In established musical markets (Broadway, West End), Stage Entertainment will likely endure tough competition in the theatres. The public has many musicals to choose from. The selection system will most likely be of the traditional type (Wijnberg, 2004), where the consumers are the selectors and Stage Entertainment is a producer selected.

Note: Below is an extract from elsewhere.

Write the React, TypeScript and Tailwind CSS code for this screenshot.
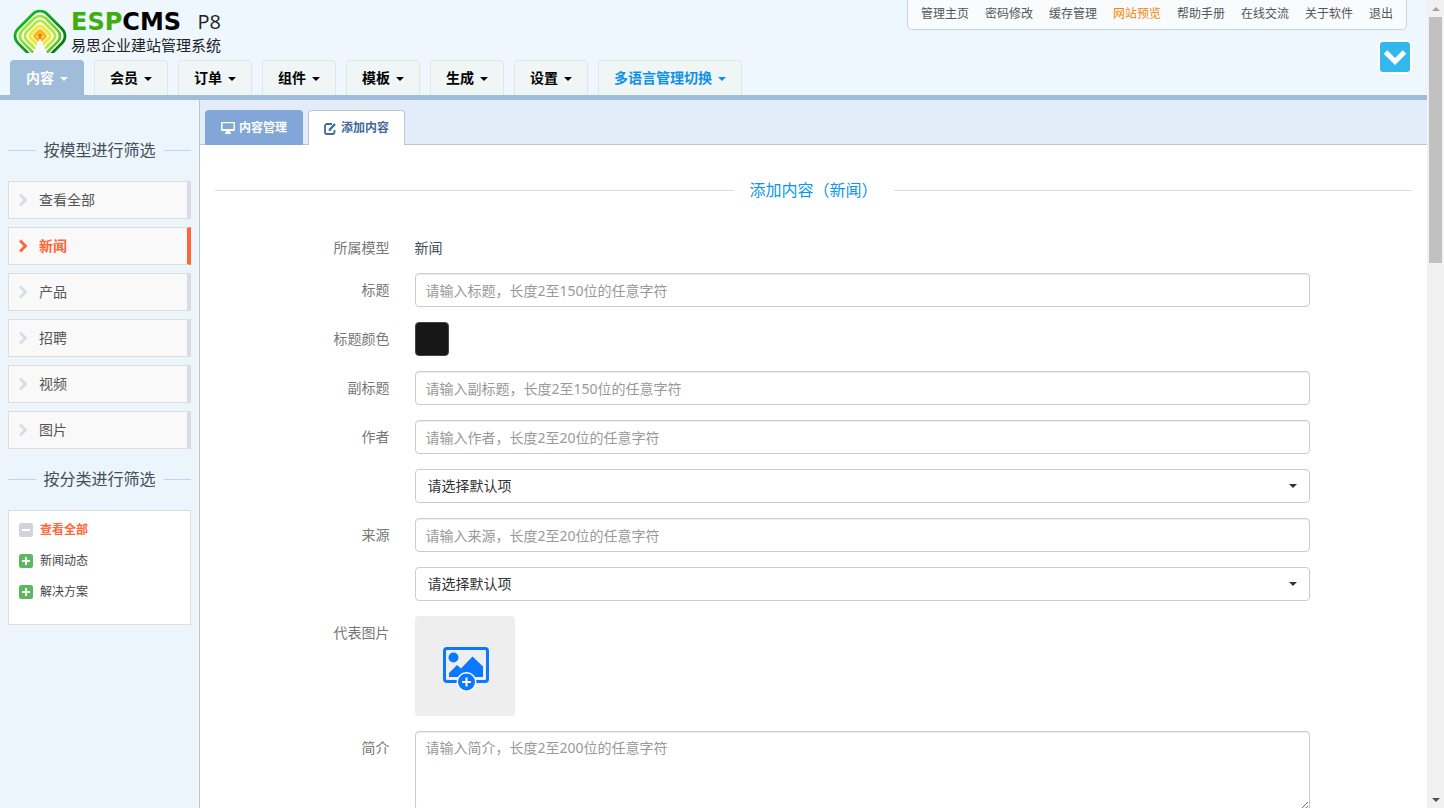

To remain competitive in these markets ‘winning’ in the horizontal competitive process will likely be more important to Stage Entertainment’s overall sustainable advantage.

Caves, R.E. (2003) Contracts Between Art and Commerce, Journal of Economic Perspectives, 17(2): 73-83

Dempster, A (2006) Managing Uncertainties in the Creative Industries: Lessons from Jerry Springer The Opera, Creativity and Innovation Management, 15 (3): 224-233.

Jacobson, Robert (1992), The “Austrian” School of Strategy, Academy of Management Review, 17(4): 782-807

Mol, J.M. and Wijnberg, N.M. (2005) Value Chain Envy: Explaining New Entry and Vertical Integration In Popular Music, Journal of Management Studies, 42, (2): 251-276.

Nispen, M. van, Jaekele S. and Charrington, J. (2009) Stage Entertainment corporate brochure

Peteraf, Margaret A. (1993), ‘The Cornerstones of Competitive Advantage: A Resource-based View’, Strategic Management Journal, 14: 179-191.

Wijnberg, N.M. (2004) Innovation and Organization: Value and Competition in Selection Systems, Organization Studies, 25 (8): 1469-1490.